INFORMATION SUPPLIED:
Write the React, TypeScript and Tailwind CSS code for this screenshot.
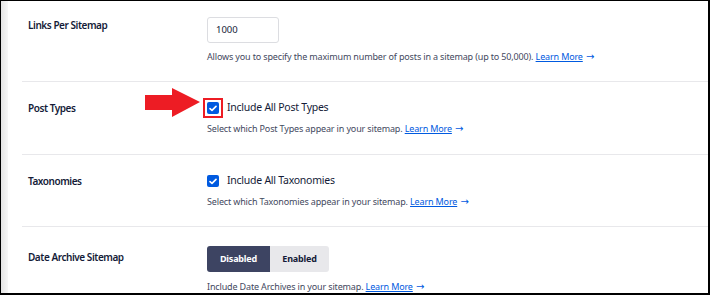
import React from "react";

const font = { fontFamily: '"Noto Sans", "Open Sans", Arial, sans-serif' };

function Check() {
  return (
    <span className="inline-flex items-center justify-center w-[12px] h-[12px] rounded-[2px] bg-[#005ae0]">
      <svg width="8" height="7" viewBox="0 0 8 7" fill="none">
        <path d="M1 3.6 L3 5.4 L7 1.4" stroke="white" strokeWidth="1.6" strokeLinecap="round" strokeLinejoin="round" />
      </svg>
    </span>
  );
}

function Learn() {
  return (
    <>
      {" "}
      <a className="text-[#005ae0] underline underline-offset-1">Learn More</a>
      <span className="text-[#005ae0] text-[10px] tracking-normal" style={{ fontFamily: '"DejaVu Sans", sans-serif' }}> →</span>
    </>
  );
}

const label = "w-[185px] pl-[6px] text-[10px] tracking-[-0.45px] font-semibold text-[#141b38]";
const desc = "text-[9px] leading-[14px] tracking-[-0.15px] text-[#434960] whitespace-nowrap";

export default function App() {
  return (
    <div style={font} className="w-[710px] h-[295px] overflow-hidden bg-white border-t border-l border-r-2 border-b-2 border-black flex">
      <div className="w-[7px] shrink-0 bg-gradient-to-r from-[#e4e4e4] to-[#f7f7f7]" />
      <div className="flex-1 ml-[14px] flex flex-col">
        {/* Row 1 */}
        <div className="flex border-b border-[#e8e8eb] pt-[16px] pb-[17px]">
          <div className={label + " leading-[16px]"}>Links Per Sitemap</div>
          <div className="flex flex-col">
            <div className="w-[72px] h-[26px] border border-[#dcdde1] rounded-[3px] flex items-center pl-[8px] text-[9.5px] text-[#141b38]">1000</div>
            <div className={desc + " mt-[7px]"}>
              Allows you to specify the maximum number of posts in a sitemap (up to 50,000).<Learn />
            </div>
          </div>
        </div>
        {/* Row 2 */}
        <div className="flex border-b border-[#e8e8eb] pt-[16px] pb-[18px]">
          <div className={label + " leading-[20px]"}>Post Types</div>
          <div className="flex flex-col">
            <div className="flex items-center h-[20px]">
              <span className="relative inline-flex">
                <Check />
                <span className="absolute left-[-4px] top-[-4px] w-[20px] h-[20px] border-2 border-[#ed1c24]" />
                <svg className="absolute left-[-62px] top-[-15px]" width="56" height="32" viewBox="0 0 56 32">
                  <polygon points="0,8 27,8 27,1 55,15 27,30 27,23 0,23" fill="#ed1c24" />
                </svg>
              </span>
              <span className="ml-[8px] text-[10.5px] tracking-[-0.25px] text-[#141b38]">Include All Post Types</span>
            </div>
            <div className={desc + " mt-[4px]"}>
              Select which Post Types appear in your sitemap.<Learn />
            </div>
          </div>
        </div>
        {/* Row 3 */}
        <div className="flex border-b border-[#e8e8eb] pt-[16px] pb-[17px]">
          <div className={label + " leading-[20px]"}>Taxonomies</div>
          <div className="flex flex-col">
            <div className="flex items-center h-[20px]">
              <Check />
              <span className="ml-[8px] text-[10.5px] tracking-[-0.25px] text-[#141b38]">Include All Taxonomies</span>
            </div>
            <div className={desc + " mt-[4px]"}>
              Select which Taxonomies appear in your sitemap.<Learn />
            </div>
          </div>
        </div>
        {/* Row 4 */}
        <div className="flex pt-[19px]">
          <div className={label + " leading-[16px] pt-[3px]"}>Date Archive Sitemap</div>
          <div className="flex flex-col">
            <div className="flex h-[26px] rounded-[3px] overflow-hidden w-[122px]">
              <div className="w-[63px] bg-[#3d4462] text-white text-[9px] tracking-[-0.2px] font-bold flex items-center justify-center">Disabled</div>
              <div className="flex-1 bg-[#e8e8eb] text-[#141b38] text-[9px] tracking-[-0.2px] font-bold flex items-center justify-center">Enabled</div>
            </div>
            <div className={desc + " mt-[8px]"}>
              Include Date Archives in your sitemap.<Learn />
            </div>
          </div>
        </div>
      </div>
    </div>
  );
}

WORK TO DO: Return each line where "React" shows up.

OUTPUT FOR THIS TASK:
Write the React, TypeScript and Tailwind CSS code for this screenshot.
import React from "react";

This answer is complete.